Start computing for: (1 2 3 4 5)
Start computing for: (2 3 4 5)
Start computing for: (3 4 5)
Start computing for: (4 5)
Start computing for: (5)
Start computing for: ()


Similarly, we can define log-start-wrapper that prints a log after each recursive call:

(define log-end-wrapper
(λ (mk-len)
(λ (log)
(λ (x)
(local [(define result
((mk-len log) x))]
(begin
(printf "Result for ~a is: ~a~n" x result)
result))))))

((Y (log-end-wrapper mk-len)) '(1 2 3 4 5))


It prints out:

Result for () is: 0
Result for (5) is: 1
Result for (4 5) is: 2
Result for (3 4 5) is: 3
Result for (2 3 4 5) is: 4
Result for (1 2 3 4 5) is: 5


We can even use several wrappers together:

((Y (log-start-wrapper (log-end-wrapper mk-len))) '(1 2 3 4 5))


This gives you:

Start computing for: (1 2 3 4 5)
Start computing for: (2 3 4 5)
Start computing for: (3 4 5)
Start computing for: (4 5)
Start computing for: (5)
Start computing for: ()
Result for () is: 0
Result for (5) is: 1
Result for (4 5) is: 2
Result for (3 4 5) is: 3
Result for (2 3 4 5) is: 4
Result for (1 2 3 4 5) is: 5


In this example, wrappers are like decorators for recursive function.

With such flexibility, there are actually more funky stuff we can do with wrappers. For example, we can cache the result of recursive calls to avoid redundant computation (a.k.a memoization), or modify the result (or even change the type of the result) of the recursive calls. You can read this interesting paper "That About Wraps it Up" for more information.

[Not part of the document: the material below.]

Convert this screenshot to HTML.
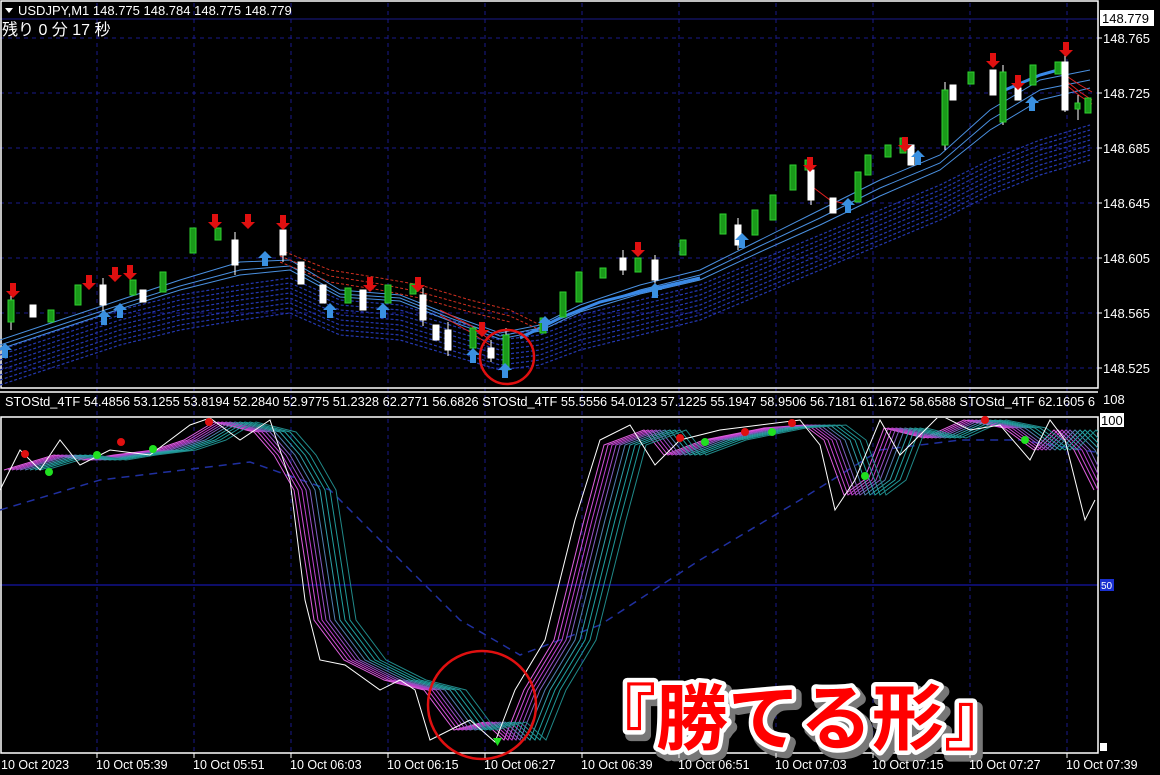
<!DOCTYPE html>
<html><head><meta charset="utf-8"><style>
html,body{margin:0;padding:0;background:#000;width:1160px;height:775px;overflow:hidden}
svg{display:block}
text{font-family:"Liberation Sans","Noto Sans CJK JP",sans-serif}
</style></head><body>
<svg width="1160" height="775" viewBox="0 0 1160 775" xmlns="http://www.w3.org/2000/svg">
<defs>
<clipPath id="ct"><rect x="0" y="2" width="1098" height="386"/></clipPath>
<clipPath id="cb"><rect x="0" y="418" width="1098" height="335"/></clipPath>
<path id="dn" d="M0,0 l-7,-7 h4 v-8 h6 v8 h4z"/>
<path id="up" d="M0,0 l-7,7 h4 v8 h6 v-8 h4z"/>
</defs>
<rect width="1160" height="775" fill="#000"/>
<g stroke="#1a1a8a" stroke-width="1" stroke-dasharray="4,4">
<line x1="97" y1="3" x2="97" y2="753"/><line x1="194" y1="3" x2="194" y2="753"/><line x1="291" y1="3" x2="291" y2="753"/><line x1="388" y1="3" x2="388" y2="753"/><line x1="485" y1="3" x2="485" y2="753"/><line x1="582" y1="3" x2="582" y2="753"/><line x1="679" y1="3" x2="679" y2="753"/><line x1="776" y1="3" x2="776" y2="753"/><line x1="873" y1="3" x2="873" y2="753"/><line x1="970" y1="3" x2="970" y2="753"/><line x1="1067" y1="3" x2="1067" y2="753"/>
<line x1="0" y1="38" x2="1098" y2="38"/><line x1="0" y1="93" x2="1098" y2="93"/><line x1="0" y1="148" x2="1098" y2="148"/><line x1="0" y1="203" x2="1098" y2="203"/><line x1="0" y1="258" x2="1098" y2="258"/><line x1="0" y1="313" x2="1098" y2="313"/><line x1="0" y1="368" x2="1098" y2="368"/>
</g>
<line x1="0" y1="19" x2="1098" y2="19" stroke="#1a1a8a"/>
<line x1="0" y1="585" x2="1098" y2="585" stroke="#1a1ad0"/>
<g stroke="#fff" stroke-width="1.5" fill="none">
<rect x="1" y="1" width="1097" height="387"/>
<rect x="1" y="417" width="1097" height="336"/>
<line x1="0" y1="392" x2="1098" y2="392"/>
</g>
<g clip-path="url(#ct)">
<g fill="none" stroke="#2438b0" stroke-width="1.2" stroke-dasharray="3,2">
<polyline id="rib" points="0,350 60,330 120,310 180,295 240,285 290,278 340,300 400,305 450,320 500,335 540,330 580,315 640,300 700,285 760,260 820,235 880,210 940,185 990,160 1040,140 1090,125"/>
<use href="#rib" y="5"/><use href="#rib" y="10"/><use href="#rib" y="15"/><use href="#rib" y="20"/><use href="#rib" y="25"/><use href="#rib" y="30"/><use href="#rib" y="35"/>
</g>
<g fill="none" stroke="#4a90e0" stroke-width="1">
<polyline points="0,340 60,320 120,300 180,280 240,262 290,260 340,290 400,295 450,315 500,333 540,325 580,305 640,285 700,270 760,240 820,210 880,180 940,155 990,110 1040,80 1090,70"/>
<polyline points="0,345 60,325 120,305 180,286 240,270 290,266 340,294 400,298 450,318 500,336 540,328 580,309 640,290 700,275 760,246 820,218 880,188 940,163 990,120 1040,90 1090,80"/>
<polyline points="0,349 60,329 120,309 180,290 240,275 290,270 340,297 400,301 450,321 500,339 540,331 580,312 640,294 700,280 760,252 820,225 880,196 940,170 990,130 1040,100 1090,88"/>
</g>
<polyline fill="none" stroke="#3a8ae8" stroke-width="3" points="520,338 560,318 600,302 640,292 700,278"/>
<polyline fill="none" stroke="#3a8ae8" stroke-width="3" points="1005,90 1040,75 1058,70"/>
<g fill="none" stroke="#d03020" stroke-width="1" stroke-dasharray="3,2">
<polyline points="280,250 330,270 380,278 420,285 470,300 510,310 540,325"/>
<polyline points="280,256 330,276 380,284 420,292 470,306 510,316 540,330"/>
<polyline points="280,262 330,282 380,290 420,298 470,312 510,322"/>
</g>
<g fill="none" stroke="#e02020" stroke-width="1">
<polyline points="1065,75 1080,85 1092,92"/><polyline points="1065,80 1080,92 1092,100"/><polyline points="1065,84 1080,96 1092,104"/><polyline points="810,185 830,200 850,205"/><polyline points="440,310 470,325 490,340"/><polyline points="440,315 470,332 490,345"/>
</g>
</g>
<g stroke="#fff" stroke-width="1">
<line x1="11" y1="292" x2="11" y2="330"/><line x1="103" y1="278" x2="103" y2="312"/><line x1="235" y1="232" x2="235" y2="275"/><line x1="283" y1="222" x2="283" y2="262"/><line x1="423" y1="288" x2="423" y2="326"/><line x1="448" y1="322" x2="448" y2="356"/><line x1="491" y1="340" x2="491" y2="362"/><line x1="506" y1="328" x2="506" y2="372"/><line x1="623" y1="250" x2="623" y2="275"/><line x1="655" y1="255" x2="655" y2="285"/><line x1="738" y1="218" x2="738" y2="250"/><line x1="811" y1="158" x2="811" y2="205"/><line x1="945" y1="82" x2="945" y2="150"/><line x1="1003" y1="65" x2="1003" y2="125"/><line x1="1065" y1="45" x2="1065" y2="112"/><line x1="1078" y1="95" x2="1078" y2="120"/>
</g>
<g stroke-width="1">
<g fill="#1a9a1a" stroke="#30d030">
<rect x="8" y="300" width="6" height="22"/><rect x="48" y="310" width="6" height="12"/><rect x="75" y="285" width="6" height="20"/><rect x="130" y="280" width="6" height="15"/><rect x="160" y="272" width="6" height="20"/><rect x="190" y="228" width="6" height="25"/><rect x="215" y="228" width="6" height="12"/>
<rect x="345" y="288" width="6" height="15"/><rect x="385" y="285" width="6" height="18"/><rect x="410" y="284" width="6" height="10"/><rect x="470" y="328" width="6" height="20"/><rect x="503" y="335" width="6" height="35"/><rect x="540" y="318" width="6" height="15"/>
<rect x="560" y="292" width="6" height="25"/><rect x="576" y="272" width="6" height="30"/><rect x="600" y="268" width="6" height="10"/><rect x="635" y="258" width="6" height="14"/><rect x="680" y="240" width="6" height="15"/><rect x="720" y="214" width="6" height="20"/>
<rect x="752" y="210" width="6" height="25"/><rect x="770" y="195" width="6" height="25"/><rect x="790" y="165" width="6" height="25"/><rect x="805" y="160" width="6" height="10"/><rect x="855" y="172" width="6" height="30"/><rect x="865" y="155" width="6" height="20"/>
<rect x="885" y="145" width="6" height="12"/><rect x="900" y="138" width="6" height="15"/><rect x="942" y="90" width="6" height="55"/><rect x="968" y="72" width="6" height="12"/><rect x="1000" y="72" width="6" height="50"/><rect x="1030" y="65" width="6" height="20"/>
<rect x="1055" y="62" width="6" height="12"/><rect x="1085" y="98" width="6" height="15"/><rect x="1075" y="103" width="5" height="6"/>
</g>
<g fill="#fff" stroke="#fff">
<rect x="30" y="305" width="6" height="12"/><rect x="100" y="285" width="6" height="20"/><rect x="140" y="290" width="6" height="12"/><rect x="232" y="240" width="6" height="25"/><rect x="280" y="230" width="6" height="25"/><rect x="298" y="262" width="6" height="22"/>
<rect x="320" y="285" width="6" height="18"/><rect x="360" y="290" width="6" height="20"/><rect x="420" y="295" width="6" height="25"/><rect x="433" y="325" width="6" height="15"/><rect x="445" y="330" width="6" height="20"/><rect x="488" y="348" width="6" height="10"/>
<rect x="620" y="258" width="6" height="12"/><rect x="652" y="260" width="6" height="20"/><rect x="735" y="225" width="6" height="20"/><rect x="808" y="170" width="6" height="30"/><rect x="830" y="198" width="6" height="15"/><rect x="908" y="145" width="6" height="20"/>
<rect x="950" y="85" width="6" height="15"/><rect x="990" y="70" width="6" height="25"/><rect x="1015" y="88" width="6" height="12"/><rect x="1062" y="62" width="6" height="48"/>
</g>
</g>
<g fill="#e01010">
<use href="#dn" x="13" y="298"/><use href="#dn" x="89" y="290"/><use href="#dn" x="115" y="282"/><use href="#dn" x="130" y="280"/><use href="#dn" x="215" y="229"/><use href="#dn" x="248" y="229"/><use href="#dn" x="283" y="230"/><use href="#dn" x="370" y="292"/><use href="#dn" x="418" y="292"/><use href="#dn" x="482" y="337"/><use href="#dn" x="638" y="257"/><use href="#dn" x="810" y="172"/><use href="#dn" x="905" y="152"/><use href="#dn" x="993" y="68"/><use href="#dn" x="1018" y="90"/><use href="#dn" x="1066" y="57"/>
</g>
<g fill="#3a90e0">
<use href="#up" x="5" y="343"/><use href="#up" x="104" y="310"/><use href="#up" x="120" y="303"/><use href="#up" x="265" y="251"/><use href="#up" x="330" y="303"/><use href="#up" x="383" y="303"/><use href="#up" x="473" y="348"/><use href="#up" x="505" y="363"/><use href="#up" x="545" y="316"/><use href="#up" x="655" y="283"/><use href="#up" x="742" y="233"/><use href="#up" x="848" y="198"/><use href="#up" x="918" y="150"/><use href="#up" x="1032" y="96"/>
</g>
<circle cx="507" cy="357" r="27" fill="none" stroke="#e01010" stroke-width="2.5"/>
<g clip-path="url(#cb)">
<polyline fill="none" stroke="#2030a0" stroke-width="1.5" stroke-dasharray="8,6" points="0,510 100,480 250,462 330,490 400,560 460,620 520,655 600,625 700,560 800,500 880,450 960,440 1020,440 1095,452"/>
<g fill="none" stroke-width="1">
<polyline id="st" points="0,470 50,455 80,460 110,455 150,450 180,440 210,422 250,432 270,455 290,490 310,620 340,660 380,680 420,690 450,730 480,722 500,740 520,690 550,640 580,520 600,445 640,430 660,455 700,440 760,428 800,425 820,440 840,495 860,480 880,428 920,438 960,420 1000,428 1030,450 1050,430 1070,450 1090,490"/>
<use href="#st" x="4" stroke="#e060e0"/><use href="#st" x="8" stroke="#d050d8"/><use href="#st" x="12" stroke="#c040d0"/><use href="#st" x="16" stroke="#a050c8"/><use href="#st" x="20" stroke="#8060c0"/><use href="#st" x="25" stroke="#5080b0"/><use href="#st" x="30" stroke="#30a0a8"/><use href="#st" x="35" stroke="#20a0a0"/><use href="#st" x="40" stroke="#209898"/><use href="#st" x="46" stroke="#208888"/>
</g>
<polyline fill="none" stroke="#fff" stroke-width="1" points="0,490 20,450 40,470 60,440 80,465 110,450 150,455 190,425 210,418 240,440 270,420 290,480 305,600 320,660 345,665 380,690 400,680 415,690 430,740 470,720 495,742 515,690 545,640 575,520 600,440 630,425 655,465 680,440 720,430 760,425 800,420 820,445 835,510 855,480 880,420 900,455 940,415 970,430 1000,425 1030,460 1050,420 1065,440 1085,520 1095,500"/>
</g>
<g fill="#e01010"><circle cx="25" cy="454" r="4"/><circle cx="121" cy="442" r="4"/><circle cx="209" cy="422" r="4"/><circle cx="680" cy="438" r="4"/><circle cx="745" cy="432" r="4"/><circle cx="792" cy="423" r="4"/><circle cx="985" cy="420" r="4"/></g>
<g fill="#20e020"><circle cx="49" cy="472" r="4"/><circle cx="97" cy="455" r="4"/><circle cx="153" cy="449" r="4"/><circle cx="705" cy="442" r="4"/><circle cx="772" cy="432" r="4"/><circle cx="865" cy="476" r="4"/><circle cx="1025" cy="440" r="4"/><path d="M493,738 h9 l-4.5,8z"/></g>
<circle cx="482" cy="705" r="54" fill="none" stroke="#e01010" stroke-width="2.5"/>
<text x="584" y="744" font-size="72" font-weight="bold" fill="#777" stroke="#777" stroke-width="12" stroke-linejoin="round" transform="translate(4,5)" font-family="'Noto Sans CJK JP',sans-serif">『勝てる形』</text>
<text x="584" y="744" font-size="72" font-weight="bold" fill="#ff0000" stroke="#fff" stroke-width="9" stroke-linejoin="round" paint-order="stroke" font-family="'Noto Sans CJK JP',sans-serif">『勝てる形』</text>
<path d="M5,8 h8 l-4,5z" fill="#fff"/>
<text x="18" y="15" font-size="13" fill="#fff">USDJPY,M1  148.775 148.784 148.775 148.779</text>
<text x="2" y="35" font-size="16" fill="#fff" font-family="'Liberation Mono','Noto Sans CJK JP',monospace">残り 0 分 17 秒</text>
<text x="5" y="406" font-size="12.8" fill="#fff">STOStd_4TF 54.4856 53.1255 53.8194 52.2840 52.9775 51.2328 62.2771 56.6826  STOStd_4TF 55.5556 54.0123 57.1225 55.1947 58.9506 56.7181 61.1672 58.6588  STOStd_4TF 62.1605 6</text>
<rect x="1099" y="393" width="61" height="22" fill="#000"/>
<g font-size="13" fill="#fff">
<rect x="1100" y="10" width="54" height="16" fill="#fff"/><text x="1102" y="23" fill="#000">148.779</text>
<text x="1103" y="43">148.765</text><text x="1103" y="98">148.725</text><text x="1103" y="153">148.685</text><text x="1103" y="208">148.645</text><text x="1103" y="263">148.605</text><text x="1103" y="318">148.565</text><text x="1103" y="373">148.525</text>
<text x="1103" y="404">108</text>
<rect x="1100" y="413" width="24" height="14" fill="#fff"/><text x="1101" y="425" fill="#000">100</text>
<rect x="1100" y="579" width="14" height="12" fill="#1a30d0"/><text x="1101" y="589" font-size="10">50</text>
</g>
<g stroke="#fff"><line x1="1098" y1="38" x2="1102" y2="38"/><line x1="1098" y1="93" x2="1102" y2="93"/><line x1="1098" y1="148" x2="1102" y2="148"/><line x1="1098" y1="203" x2="1102" y2="203"/><line x1="1098" y1="258" x2="1102" y2="258"/><line x1="1098" y1="313" x2="1102" y2="313"/><line x1="1098" y1="368" x2="1102" y2="368"/></g>
<g stroke="#fff"><line x1="97" y1="753" x2="97" y2="758"/><line x1="194" y1="753" x2="194" y2="758"/><line x1="291" y1="753" x2="291" y2="758"/><line x1="388" y1="753" x2="388" y2="758"/><line x1="485" y1="753" x2="485" y2="758"/><line x1="582" y1="753" x2="582" y2="758"/><line x1="679" y1="753" x2="679" y2="758"/><line x1="776" y1="753" x2="776" y2="758"/><line x1="873" y1="753" x2="873" y2="758"/><line x1="970" y1="753" x2="970" y2="758"/><line x1="1067" y1="753" x2="1067" y2="758"/></g>
<g font-size="12.5" fill="#fff">
<text x="1" y="769">10 Oct 2023</text><text x="96" y="769">10 Oct 05:39</text><text x="193" y="769">10 Oct 05:51</text><text x="290" y="769">10 Oct 06:03</text><text x="387" y="769">10 Oct 06:15</text><text x="484" y="769">10 Oct 06:27</text><text x="581" y="769">10 Oct 06:39</text><text x="678" y="769">10 Oct 06:51</text><text x="775" y="769">10 Oct 07:03</text><text x="872" y="769">10 Oct 07:15</text><text x="969" y="769">10 Oct 07:27</text><text x="1066" y="769">10 Oct 07:39</text>
</g>
<rect x="1100" y="743" width="7" height="8" fill="#fff"/>
</svg>
</body></html>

 [1] In the cases of statically typed languages, it gets more complicated or even impossible. Let’s just ignore them in this tutorial for the sake of clarity.
 [2] A subtle point here: we write (λ (x) ((F f) x)) instead of just (F f). This is because otherwise in order to pass (F f) as an argument of f, we first need to evaluate (F f), which expands to (f (F f)), to evaluate which we again need to evaluate first evaluate (F f)… The program will hang until it finally crashes from a stack overflow. Wrapping a lambda around (F f) delays its evaluation, making sure x passed to (F f) is evaluated first.